Lawmakers Explore Medical Marijuana As Opioid Alternative
Illinois lawmakers are considering whether the state’s medical marijuana program could help fight the growing opioid epidemic.
The latest federal data show opioid-related deaths are growing faster in Illinois than almost anywhere else in the country.
State senators heard from recovering opioid addicts on how marijuana has helped them manage chronic pain from injuries. Ingalore Wood is from Auburn. She says opiates made her angry and reluctant to leave the house. Then she switched to medical marijuana.
“I’m more outgoing, I go places," Wood said. My nephew hadn’t seen me for six years and he’s like ‘Aunt Lore, you’re back,’ and I said, ‘What do you mean I’m back? I’ve always been here,’ and he said ‘No it wasn’t you, but you’ve been here.’”

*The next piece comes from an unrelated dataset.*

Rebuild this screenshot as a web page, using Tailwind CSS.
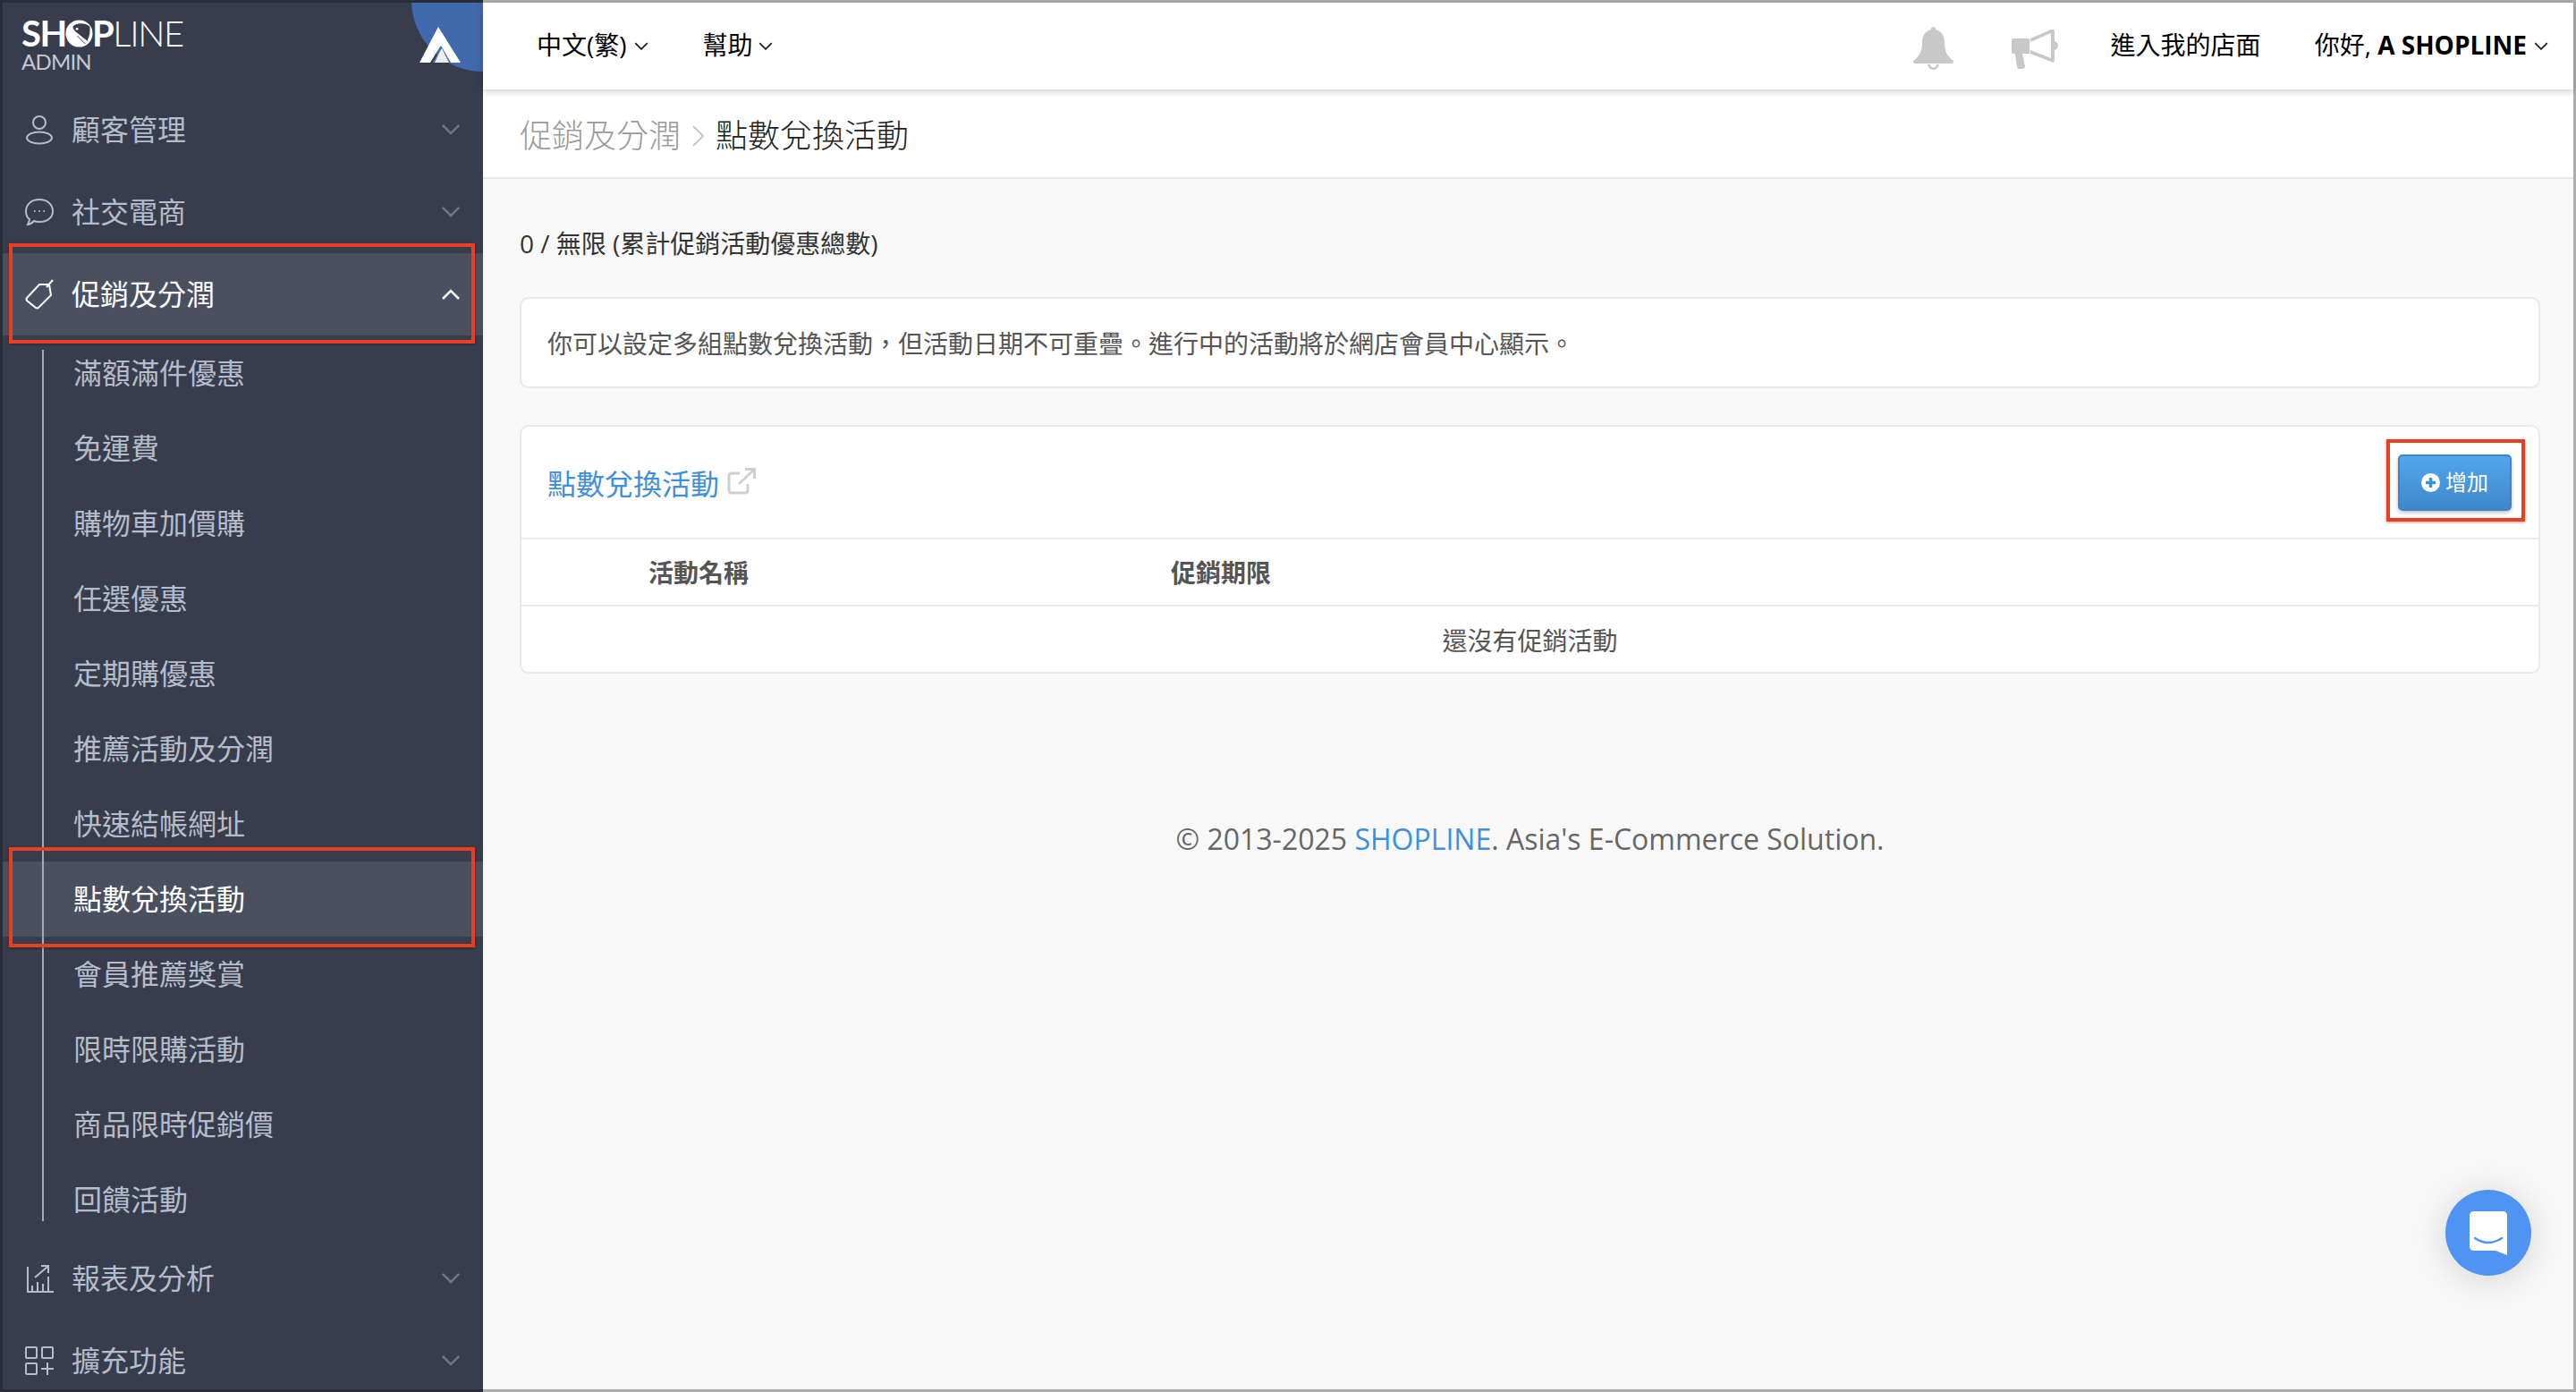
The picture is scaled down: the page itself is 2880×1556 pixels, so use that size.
<!DOCTYPE html>
<html lang="zh-Hant">
<head>
  <meta charset="UTF-8">
  <title>點數兌換活動</title>
  <script src="https://cdn.jsdelivr.net/npm/@tailwindcss/browser@4"></script>
</head>
<body class="font-['Open_Sans','Noto_Sans_CJK_TC',sans-serif]">
  <div class="relative flex w-[2880px] h-[1556px] overflow-hidden bg-[#f8f8f8]">

    <!-- sidebar -->
    <aside class="w-[540px] shrink-0 h-full overflow-hidden bg-[#383d4d] border-l-[3px] border-y-[3px] border-[#2a2d39] text-[#b6bcc9] text-[32px]">
      <div class="relative h-[96px] overflow-hidden">
        <div class="absolute right-[-80px] top-[-83px] w-[160px] h-[160px] rounded-full bg-[#4169ae]"></div>
        <div class="absolute left-[21px] top-[14px] text-white">
          <div class="flex items-center h-[40px] text-[40px] leading-[40px] font-['Lato',sans-serif] tracking-[-1.4px]">
            <span class="font-bold">SH</span>
            <svg class="w-[31px] h-[31px] mx-[-1px]" viewBox="0 0 33 33"><circle cx="16.500" cy="16.500" r="16" fill="#fff"/><path d="M9 8 C14 3 24 4 29 8 C30 14 29 20 26 25 L12 14 C10 12 9 10 9 8Z" fill="#383d4d"/><circle cx="14" cy="11" r="1.500" fill="#fff"/><path d="M14 19 L24 29 M17 17 L27 25" stroke="#383d4d" stroke-width="1"/></svg>
            <span class="font-bold">P</span>
            <span class="font-light">LINE</span>
          </div>
          <div class="text-[24px] leading-[24px] text-[#c5c9d2] font-['Lato',sans-serif] tracking-[-0.8px]">ADMIN</div>
        </div>
        <svg class="absolute left-[466px] top-[27px] w-[46px] h-[40px]" viewBox="0 0 46 40"><path d="M21 0 L46 40 H35 L24 21 L18 30 L12 40 H0Z" fill="#fff"/><path d="M25 24 L33 40 H15Z" fill="#fff" opacity=".9"/><path d="M23 27 L17 40 H15Z" fill="#4169ae"/></svg>
      </div>

      <div class="flex items-center h-[92px] pl-[25px] pr-[26px]">
        <svg class="w-[32px] h-[34px] shrink-0" viewBox="0 0 32 34" fill="none" stroke="currentColor" stroke-width="2"><circle cx="16" cy="9" r="7"/><ellipse cx="16" cy="26" rx="14" ry="6.500"/></svg>
        <span class="ml-[20px] flex-1">顧客管理</span>
        <svg class="w-[20px] h-[12px]" viewBox="0 0 20 12" fill="none" stroke="#6e7484" stroke-width="2.500"><path d="M1 1 L10 10 L19 1"/></svg>
      </div>
      <div class="flex items-center h-[92px] pl-[25px] pr-[26px]">
        <svg class="w-[32px] h-[32px] shrink-0" viewBox="0 0 32 32" fill="none" stroke="currentColor" stroke-width="2"><path d="M16 2 C24 2 31 7 31 15 C31 23 24 27 16 27 C14 27 12 27 10 26 C8 28 6 30 3 30 C4 28 5 26 5 24 C2 22 1 19 1 15 C1 7 8 2 16 2Z"/><path d="M10 15h1.500M15.300 15h1.500M20.500 15h1.500" stroke-width="2"/></svg>
        <span class="ml-[20px] flex-1">社交電商</span>
        <svg class="w-[20px] h-[12px]" viewBox="0 0 20 12" fill="none" stroke="#6e7484" stroke-width="2.500"><path d="M1 1 L10 10 L19 1"/></svg>
      </div>
      <div class="flex items-center h-[92px] pl-[25px] pr-[26px] bg-[#4a5060] text-white">
        <svg class="w-[32px] h-[34px] shrink-0" viewBox="0 0 32 34" fill="none" stroke="currentColor" stroke-width="2"><path d="M2 21 L16 6 H27 L29 18 L15 32 Q13 33 12 32 L2 24 Q1 22 2 21Z"/><path d="M24 9 L31 1"/></svg>
        <span class="ml-[20px] flex-1">促銷及分潤</span>
        <svg class="w-[20px] h-[12px]" viewBox="0 0 20 12" fill="none" stroke="#fff" stroke-width="2.500"><path d="M1 11 L10 2 L19 11"/></svg>
      </div>

      <div class="relative">
        <div class="absolute left-[44px] top-[16px] bottom-[18px] w-[2px] bg-[#a7abb6]"></div>
        <div class="flex items-center h-[84px] pl-[79px] pb-[1px]">滿額滿件優惠</div>
        <div class="flex items-center h-[84px] pl-[79px] pb-[1px]">免運費</div>
        <div class="flex items-center h-[84px] pl-[79px] pb-[1px]">購物車加價購</div>
        <div class="flex items-center h-[84px] pl-[79px] pb-[1px]">任選優惠</div>
        <div class="flex items-center h-[84px] pl-[79px] pb-[1px]">定期購優惠</div>
        <div class="flex items-center h-[84px] pl-[79px] pb-[1px]">推薦活動及分潤</div>
        <div class="flex items-center h-[84px] pl-[79px] pb-[1px]">快速結帳網址</div>
        <div class="flex items-center h-[84px] pl-[79px] pb-[1px] bg-[#4a5060] text-white">點數兌換活動</div>
        <div class="flex items-center h-[84px] pl-[79px] pb-[1px]">會員推薦獎賞</div>
        <div class="flex items-center h-[84px] pl-[79px] pb-[1px]">限時限購活動</div>
        <div class="flex items-center h-[84px] pl-[79px] pb-[1px]">商品限時促銷價</div>
        <div class="flex items-center h-[84px] pl-[79px] pb-[1px]">回饋活動</div>
      </div>

      <div class="flex items-center h-[92px] pl-[25px] pr-[26px]">
        <svg class="w-[32px] h-[32px] shrink-0" viewBox="0 0 32 32" fill="none" stroke="currentColor" stroke-width="2"><path d="M3 3 V31 H32"/><path d="M8 30 V24 M14 30 V20 M20 30 V22 M26 30 V14"/><path d="M11 15 L25 3 M18 2 H26 V10"/></svg>
        <span class="ml-[20px] flex-1">報表及分析</span>
        <svg class="w-[20px] h-[12px]" viewBox="0 0 20 12" fill="none" stroke="#6e7484" stroke-width="2.500"><path d="M1 1 L10 10 L19 1"/></svg>
      </div>
      <div class="flex items-center h-[92px] pl-[25px] pr-[26px]">
        <svg class="w-[32px] h-[32px] shrink-0" viewBox="0 0 32 32" fill="none" stroke="currentColor" stroke-width="2"><rect x="1" y="1" width="12" height="12" rx="1"/><rect x="19" y="1" width="12" height="12" rx="1"/><rect x="1" y="19" width="12" height="12" rx="1"/><path d="M18 25 H32 M25 18 V32"/></svg>
        <span class="ml-[20px] flex-1">擴充功能</span>
        <svg class="w-[20px] h-[12px]" viewBox="0 0 20 12" fill="none" stroke="#6e7484" stroke-width="2.500"><path d="M1 1 L10 10 L19 1"/></svg>
      </div>
    </aside>

    <!-- main -->
    <main class="relative flex-1 min-w-0 flex flex-col border-y-[3px] border-r-[3px] border-[#adadad]">
      <header class="relative z-10 flex items-center h-[97px] bg-white shadow-[0_2px_8px_rgba(0,0,0,0.22)] text-[28px] text-black">
        <span class="ml-[60px] mb-[3px]">中文(繁)</span>
        <svg class="ml-[8px] w-[16px] h-[9px]" viewBox="0 0 14 8" fill="none" stroke="#222" stroke-width="1.600"><path d="M1 1 L7 7 L13 1"/></svg>
        <span class="ml-[61px] mb-[3px]">幫助</span>
        <svg class="ml-[6px] w-[16px] h-[9px]" viewBox="0 0 14 8" fill="none" stroke="#222" stroke-width="1.600"><path d="M1 1 L7 7 L13 1"/></svg>
        <div class="flex-1"></div>
        <svg class="mt-[5px] w-[45px] h-[48px]" viewBox="0 0 45 48" fill="#c8c8c8"><path d="M22.500 0 C24.500 0 25.500 1.500 25 3 C32 5 35 10 35 18 C35 28 39 34 45 38 Q45 41 43 41 H2 Q0 41 0 38 C6 34 10 28 10 18 C10 10 13 5 20 3 C19.500 1.500 20.500 0 22.500 0Z"/><path d="M16 42 C17 46 20 48 22.500 48 C25 48 28 46 29 42 H26 C26 44 24.500 45.500 22.500 45.500 C20.500 45.500 19 44 19 42Z"/></svg>
        <svg class="ml-[65px] mt-[6px] w-[52px] h-[44px]" viewBox="0 0 52 44" fill="#c8c8c8"><path d="M0 12 Q0 10 2 10 H20 V27 H12 L15 41 Q15 44 11 44 H9 Q6 44 6 41 L4 27 H2 Q0 27 0 25Z"/><path d="M21 10 L44 0 Q48 -1 48 3 V13 Q52 15 52 18 Q52 21 48 23 V34 Q48 38 44 36 L21 27 V23 L44 32 V4 L21 14Z"/></svg>
        <span class="ml-[59px] mb-[3px]">進入我的店面</span>
        <span class="ml-[60px] mb-[3px]">你好, <b>A SHOPLINE</b></span>
        <svg class="ml-[8px] mr-[28px] w-[16px] h-[9px]" viewBox="0 0 14 8" fill="none" stroke="#222" stroke-width="1.600"><path d="M1 1 L7 7 L13 1"/></svg>
      </header>

      <div class="flex items-center h-[100px] pt-[6px] bg-white border-b-2 border-[#e8e8e8] pl-[41px] text-[36px] font-light">
        <span class="text-[#9a9a9a]">促銷及分潤</span>
        <svg class="mx-[13px] w-[13px] h-[24px]" viewBox="0 0 13 24" fill="none" stroke="#c3c7d0" stroke-width="2"><path d="M1 1 L12 12 L1 23"/></svg>
        <span class="text-[#222]">點數兌換活動</span>
      </div>

      <div class="flex-1 flex flex-col pl-[41px] pr-[37px] text-[28px]">
        <p class="mt-[53px] leading-[38px] text-[#333]">0 / 無限 (累計促銷活動優惠總數)</p>

        <div class="mt-[41px] flex items-center h-[102px] pl-[29px] pt-[2px] bg-white border-2 border-[#e9e9e9] rounded-[10px] text-[#555]">你可以設定多組點數兌換活動，但活動日期不可重疊。進行中的活動將於網店會員中心顯示。</div>

        <div class="mt-[41px] bg-white border-2 border-[#e9e9e9] rounded-[10px] text-[#555]">
          <div class="flex items-center justify-between h-[124px] pl-[29px] pr-[30px]">
            <div class="flex items-center mt-[3px]">
              <span class="text-[32px] text-[#3f8fdc]">點數兌換活動</span>
              <svg class="ml-[9px] w-[32px] h-[30px] mt-[-6px]" viewBox="0 0 32 30" fill="none" stroke="#cfcfcf" stroke-width="3"><path d="M14 6 H5 Q2 6 2 9 V25 Q2 28 5 28 H20 Q23 28 23 25 V18"/><path d="M13 18 L29 3"/><path d="M20 1.500 H30.500 V12" stroke-width="3"/></svg>
            </div>
            <button class="flex items-center justify-center w-[127px] h-[63px] rounded-[5px] border-2 border-[#3d84c4] bg-linear-to-b from-[#52a6ee] to-[#3f88c9] text-white text-[24px] shadow-[0_2px_4px_rgba(0,0,0,0.25)]">
              <svg class="w-[21px] h-[21px] mr-[6px]" viewBox="0 0 21 21"><circle cx="10.500" cy="10.500" r="10.500" fill="#fff"/><path d="M10.500 5 V16 M5 10.500 H16" stroke="#3f8fd6" stroke-width="3.500"/></svg>
              增加
            </button>
          </div>
          <div class="flex items-center h-[75px] border-t-2 border-[#e9e9e9] font-bold">
            <span class="ml-[142px] w-[584px]">活動名稱</span>
            <span>促銷期限</span>
          </div>
          <div class="flex items-center justify-center h-[75px] pt-[2px] border-t-2 border-[#e9e9e9]">還沒有促銷活動</div>
        </div>

        <p class="mt-[162px] text-center text-[32px] leading-[46px] text-[#666]">© 2013-2025 <span class="text-[#3f8fdc]">SHOPLINE</span>. Asia's E-Commerce Solution.</p>
      </div>
    </main>

    <!-- chat launcher -->
    <div class="absolute left-[2734px] top-[1330px] flex items-center justify-center w-[96px] h-[96px] rounded-full bg-[#4f94f3] shadow-[0_4px_40px_rgba(0,0,0,0.15)]">
      <svg class="w-[42px] h-[49px]" viewBox="0 0 42 49"><path d="M5 0 H37 Q42 0 42 5 V49 L29 44 H5 Q0 44 0 39 V5 Q0 0 5 0Z" fill="#fff"/><path d="M6 30 Q21 40 36 30" fill="none" stroke="#4f94f3" stroke-width="2.500" stroke-linecap="round"/></svg>
    </div>

    <!-- annotation boxes -->
    <div class="absolute left-[10px] top-[272px] w-[521px] h-[112px] border-4 border-[#e8401f] shadow-[0_1px_3px_rgba(0,0,0,0.35)]"></div>
    <div class="absolute left-[10px] top-[947px] w-[521px] h-[112px] border-4 border-[#e8401f] shadow-[0_1px_3px_rgba(0,0,0,0.35)]"></div>
    <div class="absolute left-[2668px] top-[491px] w-[155px] h-[92px] border-4 border-[#e8401f] shadow-[0_1px_3px_rgba(0,0,0,0.35)]"></div>
  </div>
</body>
</html>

Dr. Charles Bush Joseph is an orthopedic surgeon in Chicago. He says in the past he couldn’t operate on people who became too tolerant of opioid painkillers — like OxyContin.
“And I just remember two patients who came back to me, and said ‘Listen, Doc, I’m off the stuff.’ He goes, ‘I want you to take another shot at my shoulder.’ And I said, ‘How’d you get off?’ and he said, ‘Well listen, I’m smoking a lot of weed,’” Joseph said.
There hasn’t been a lot of research on the subject, but several medical marijuana users told senators it’s helped them with chronic pain after opioid-based prescription drugs unraveled their lives.
Illinois legalized marijuana for medical use four years ago. Of the 25 states with such programs, Illinois has the most restrictions for eligibility.